The truth is that we use and seek symbols all the time, which becomes even more apparent in our engagement and marriage rituals. In our society, of course the symbol of that which I had already expressed is the purchase of the engagement ring, which is supposed to be a tangible sign of a man’s commitment to a woman. It is supposed to cost a significant portion of his salary, not because women are materialistic, but because women need to know that they are cherished. While the ring is supposed to be costly, it of course, falls short of the depth that the couple shares but like any sign it does signify a greater reality.
This discussion of the ring is so important because the ring is the sign of that love between the couple. In the same way, sacraments are the sign of Christ the Bridegroom’s love for us, His Church. His gift of His life was so much more costly than a mere ring, yet the sacraments, although consecrated from ordinary elements, confer the blessings, promises and graces of the Bridegroom to the Bride, most especially the sacrament of the Holy Eucharist.
Our time of engagement really drove that point home for me. I like to remind people that I asked Judith to marry me three times. The first was on that day when we heard God’s call. Of course, there was no ring. Judith would tell me that when she would share the story of how we heard God tell us that we were to be married and how we expected to do so, the first question most women would ask was, “Where’s the ring?"
She told me how awkward it felt not to have the ring because it didn’t seem “real.”
In all seriousness, how would the prospective bride or anyone else know that I wasn’t just saying I wanted to marry her? After all, talk is cheap. None of us can read hearts so, as humans, we need outward signs. Again, “the body and it alone, makes visible that which is invisible.”
Of course, I had not picked out a ring right away, but after I had gotten her mother’s permission, I began my search and found, by God’s Providence, the perfect ring. Since I clearly owed the Mother of God homage for all the graces she had obtained for me, I had planned to “surprise” Judith with the ring and formally ask her to marry me on August 15, the Solemnity of the Holy Assumption of the Blessed Virgin Mary, when she would be in town for a visit. A lot of folks don’t know that the Church has a specific ceremony and blessing for engagements, so I arranged for the pastor to preside over a private ceremony after Mass.
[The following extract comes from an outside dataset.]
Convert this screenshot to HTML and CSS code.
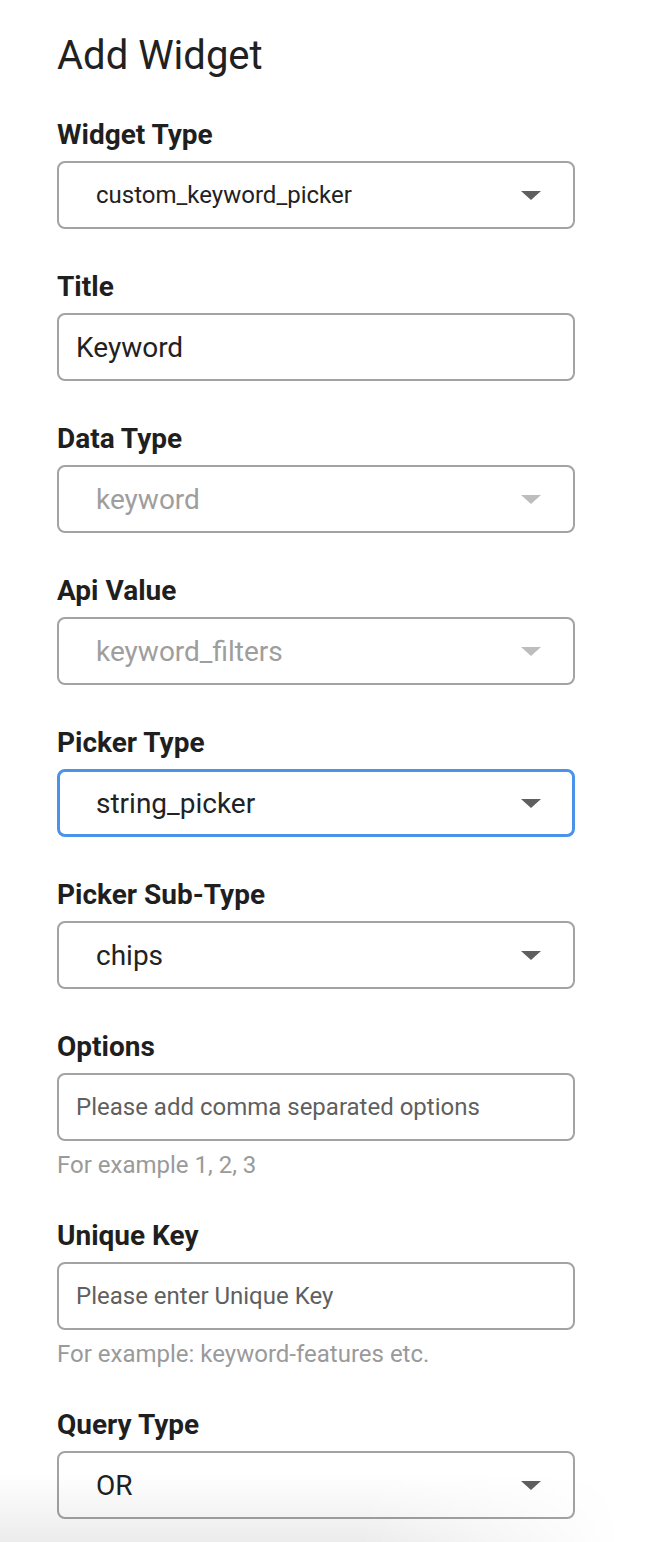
FILE: index.html
```html
<!DOCTYPE html>
<html>
<head>
<meta charset="utf-8">
<link rel="stylesheet" href="styles.css">
</head>
<body>
<div class="panel">
  <h1 class="title">Add Widget</h1>

  <div class="field">
    <div class="label">Widget Type</div>
    <div class="box select"><span class="value small">custom_keyword_picker</span><span class="arrow"></span></div>
  </div>

  <div class="field">
    <div class="label">Title</div>
    <div class="box input"><span class="value">Keyword</span></div>
  </div>

  <div class="field">
    <div class="label">Data Type</div>
    <div class="box select disabled"><span class="value">keyword</span><span class="arrow"></span></div>
  </div>

  <div class="field">
    <div class="label">Api Value</div>
    <div class="box select disabled"><span class="value">keyword_filters</span><span class="arrow"></span></div>
  </div>

  <div class="field">
    <div class="label">Picker Type</div>
    <div class="box select focused"><span class="value">string_picker</span><span class="arrow"></span></div>
  </div>

  <div class="field">
    <div class="label">Picker Sub-Type</div>
    <div class="box select"><span class="value">chips</span><span class="arrow"></span></div>
  </div>

  <div class="field">
    <div class="label">Options</div>
    <div class="box input"><span class="placeholder">Please add comma separated options</span></div>
    <div class="help">For example 1, 2, 3</div>
  </div>

  <div class="field">
    <div class="label">Unique Key</div>
    <div class="box input"><span class="placeholder">Please enter Unique Key</span></div>
    <div class="help">For example: keyword-features etc.</div>
  </div>

  <div class="field">
    <div class="label">Query Type</div>
    <div class="box select"><span class="value">OR</span><span class="arrow"></span></div>
  </div>
</div>
<div class="bottom-shadow"></div>
</body>
</html>
```
FILE: styles.css
```css
* { box-sizing: border-box; }
html, body { margin: 0; padding: 0; background: #fff; }
body {
  font-family: Roboto, "Liberation Sans", Arial, sans-serif;
  color: #212121;
}
.panel {
  padding: 32px 0 0 57px;
  width: 575px;
}
.title {
  margin: 0 0 40px 0;
  font-size: 40px;
  line-height: 48px;
  font-weight: 400;
  color: #212121;
}
.field {
  margin-bottom: 43px;
}
.label {
  font-size: 28px;
  line-height: 30px;
  font-weight: 700;
  color: #1f1f1f;
  margin-bottom: 11px;
}
.box {
  height: 68px;
  width: 518px;
  border: 2px solid #a3a3a3;
  border-radius: 8px;
  display: flex;
  align-items: center;
  font-size: 28px;
}
.input { padding-left: 17px; }
.select { padding-left: 37px; padding-right: 32px; justify-content: space-between; }
.value { color: #222; }
.value.small { font-size: 24px; }
.placeholder { font-size: 24px; color: #5f5f5f; }
.focused { border: 3px solid #4b93ea; padding-left: 36px; padding-right: 31px; }
.disabled .value { color: #9e9e9e; }
.arrow {
  width: 0; height: 0;
  border-left: 10px solid transparent;
  border-right: 10px solid transparent;
  border-top: 9px solid #5f5f5f;
}
.disabled .arrow { border-top-color: #bdbdbd; }
.help {
  margin-top: 11px;
  font-size: 24px;
  line-height: 26px;
  color: #9a9a9a;
}
.bottom-shadow {
  position: fixed;
  left: 0; right: 0; bottom: 0;
  height: 70px;
  pointer-events: none;
  background: linear-gradient(to bottom, rgba(0,0,0,0), rgba(0,0,0,0.075));
  -webkit-mask-image: linear-gradient(to right, #000 0%, #000 55%, rgba(0,0,0,0) 95%);
  mask-image: linear-gradient(to right, #000 0%, #000 55%, rgba(0,0,0,0) 95%);
}
```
Then, in walked Saint John Paul II…well, not literally. Before knowing that I would be getting engaged, I had previously scheduled a pilgrimage to Toronto with the young adults of my diocese to celebrate what would end up being the pope’s last World Youth Day.
Judith was originally not supposed to be there, but at the last minute, was able to go. I had briefly entertained the notion of asking her to marry me there, but it was going to be a pilgrimage and I didn’t feel comfortable taking the uninsured ring with me to another country into pilgrimage conditions. My friend, Isaac, however, convinced me that this was the opportunity of a lifetime and that I just had to propose in the presence of the Holy Father.
So, I decided I would do it…but without the ring…again.
I made it as special as I could. I bought a small photo album (remember those?) and made color copies of pictures of me from the time I was born until the present, and I left the last half of the album empty with a note asking her to help me fill the remaining pages together.
I had also brought with me my high school ring on a gold chain. I had never had a high school “sweetheart” for obvious reasons, so I really wanted for her to be the one I never had. I also thought this ring could serve as “collateral” for the real ring, which would be coming the next month.
The one problem was that Judith and I were traveling with separate groups and would not be stationed in the same place during the overnight vigil at Downsview Park. We decided ahead of time that we would keep in contact via cellphone (no easy task in those pre-smartphone days). I had planned to pop the question (again) on Saturday night while the Holy Father presided over vespers, the universal night prayer of the Church and adoration of the Blessed Sacrament.
So, we met under one of the great paper lantern lights set up to illuminate the field. I gave her the album and let her read it. When she got to the end, I got down one knee, in the middle of this dusty path, with people walking all around us. It was not the most intimate of settings, but it was truly enthralling to be in the midst of this young and universal assembly assembled before the Pontiff of Rome. It was an experience we will never forget and I have no regrets about doing it.
But there was still no ring.
Despite the extraordinary nature of this second proposal, it still just did not feel complete without that ring. It wasn’t until three weeks later as we stood before Our Lady’s altar and I placed the ring on her finger that our engagement finally felt “real” and official. This, the great John Paul taught is the symbolic purpose of marriage…to provide the true sign of the Blessed Trinity present to a world so desperately in need of it.
The body indeed makes visible that which is invisible.